Twenty years and I know nothing.

Image of 20 years award for business development.

My career in the creative design & marketing agency world began over twenty years ago - shudder! Yep, I’ve served my time. Man & boy. From pasty faced Account Exec, to Client Services Director, to eventually setting up my own business. In that time, I have worked pretty consistently in business development roles, successfully developing sales pipelines for a number of medium to large sized agencies, bringing in millions of pounds of revenue in the process.

As one century slipped into another I witnessed huge changes to the industry that I love. It’s become so different that it is hard to compare my early days with what’s happening right now. There are obvious changes in terms of technology, marketing channels, skills etc. but also ‘slow burner’ changes; things that creep up on you without you noticing. One example is the current tone of business communication. These days, it’s far more relaxed and casual. And that’s great. After all, it reflects how language and culture evolves over the years.

There’s also been a change to the type of people now working in the industry. Millennials, Snowflakes, Hipsters etc. fueling the profession with new thinking, new energy, new blood.

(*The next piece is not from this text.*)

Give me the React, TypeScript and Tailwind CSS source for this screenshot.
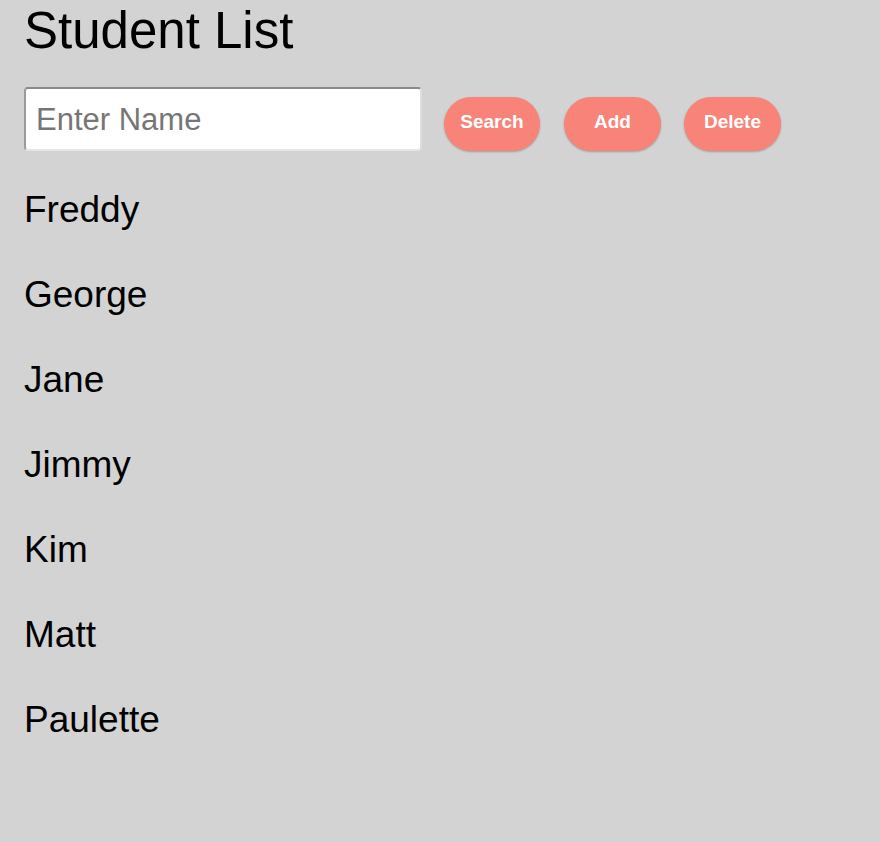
import React from "react";

const names = ["Freddy", "George", "Jane", "Jimmy", "Kim", "Matt", "Paulette"];

export default function App() {
  return (
    <div
      className="min-h-[842px] w-full bg-[#d3d3d3] pl-[24px] pt-[3px] text-black"
      style={{ fontFamily: '"Liberation Sans", Arial, Helvetica, sans-serif' }}
    >
      <h1 className="m-0 text-[51px] font-normal leading-[56px]">Student List</h1>
      <div className="mt-[28px] flex items-end">
        <input
          type="text"
          placeholder="Enter Name"
          className="box-border h-[64px] w-[398px] rounded-[4px] border-2 border-t-[#8a8a8a] border-l-[#9c9c9c] border-r-[#dedede] border-b-[#e6e6e6] bg-white pl-[10px] pt-[2px] text-[31px] text-black outline-none placeholder:text-[#767676]"
        />
        <button className="ml-[22px] h-[54px] w-[96px] rounded-full bg-[#f88379] pb-[3px] text-[19px] font-bold text-white shadow-[0_1px_2px_rgba(0,0,0,0.25)]">
          Search
        </button>
        <button className="ml-[24px] h-[54px] w-[97px] rounded-full bg-[#f88379] pb-[3px] text-[19px] font-bold text-white shadow-[0_1px_2px_rgba(0,0,0,0.25)]">
          Add
        </button>
        <button className="ml-[23px] h-[54px] w-[97px] rounded-full bg-[#f88379] pb-[3px] text-[19px] font-bold text-white shadow-[0_1px_2px_rgba(0,0,0,0.25)]">
          Delete
        </button>
      </div>
      <ul className="m-0 mt-[38px] flex list-none flex-col gap-[44px] p-0">
        {names.map((n) => (
          <li key={n} className="text-[37px] leading-[41px]">
            {n}
          </li>
        ))}
      </ul>
    </div>
  );
}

However, some things I’ve noticed of late aren’t so positive. People seem so much more cautious and guarded; as though afraid to speak, to be an individual with an opinion that they can voice.

Example: I recently approached the Direct Marketing Manager of a well-known company. It has an engaging, fun brand and presents itself as a great company to do business with. It touts the fact that it wins countless ‘Best Employer’ type awards and that working at this company is practically the best career move you could ever make.

Because getting something in the post is a treat these days, and more likely to be opened than an email, my approach was a 3D direct mail piece sent directly to the prospect. It played on the theme of starting a conversation in a clever (or so I thought) and engaging way. It had high production values and a simple statement that chimed perfectly with their brand. But when I phoned to follow it up, I was told by a receptionist that my prospect had indeed received the mail piece and did not want to talk to me at all – ever!

Now, there are ways and means of declining an invitation; a simple ‘no thanks’ will suffice for me and that will be the last you’ll hear from yours truly.

So, I licked my wounds, after all rejection in business development goes with the territory. And maybe that mailer just wasn’t that good anyway and I should come down off my high horse?

But no. This was something different. Something new. And what I keep coming back to is that this response was all down to fear. Fear of having to talk to someone, fear of lifting your head from the keyboard or screen for a minute and to actually engage with someone you hadn’t met before. And I find that sad, after all what’s the saying again – strangers are only friends we haven’t met yet? Listen, I know that the person I was trying to contact probably gets countless approaches from agencies similar to mine. And I appreciate how wearying that is and how stretched marketers can be. But surely you can spare 30 seconds to say thanks but no thanks?

Maybe I’m suffering from a bad case of sour-grapes, but I think the tools that we all have at our fingertips and on our phones; the apps, websites and services that are supposed to allow us greater levels of communication than ever before, are the very things that are stifling real conversation. As we increasingly become glued to a screen of some sort and interact in digital space, we have become afraid to talk and would prefer to hit a dislike button or block a follower or caller.

It’s all made me feel that in the words of that wise old sage Manuel from Fawlty Towers, “I know nothing”.